The Sophia whom they call barren is the mother of the angels. And the consort of Christ is Mary Magdalen. The Lord loved Mary more than all the disciples and kissed her on her mouth often. The others said to him: ‘Why do you love her more than all of us?’ The Saviour answered and said to them: ‘Why do I not love you like her?’ There were three who walked with the Lord at all times, Mary his mother, and her sister and Magdalene, whom they called his consort. For Mary was his sister and his mother and his consort. “
The lesson is taken from the Book of the Perfect Mind:
“I was sent by the Power and came to those who thought of me. I was found by those who sought me. Behold me, ye who thought of me. And ye who wanted to hear me, listen to me. And ye who expected me, accept me. And do not drive me away from before your eyes. And let not your voice or your ear hate me. Do not ignore me anywhere or at any time. Be careful, do not ignore me, for I am the first and the last.

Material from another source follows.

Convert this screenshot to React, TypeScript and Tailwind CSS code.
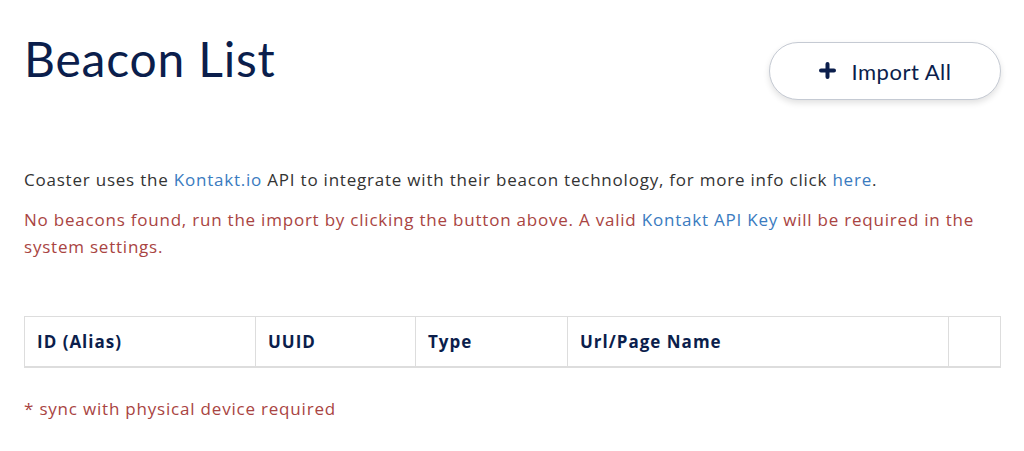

I am the honored one and the despised one. I am the harlot and I am the saint. I am the woman and I am the virgin. I am the mother and I am the daughter. I am barren and I have many children. I have many husbands and I am unmarried. I am the physician who heals and I am the one who wounds. I am the bride and I am the bridegroom. I am the mother of my husband and my husband is my father. I am the daughter of my husband, and my husband is my son. I am the sister of my husband and my husband is my brother.”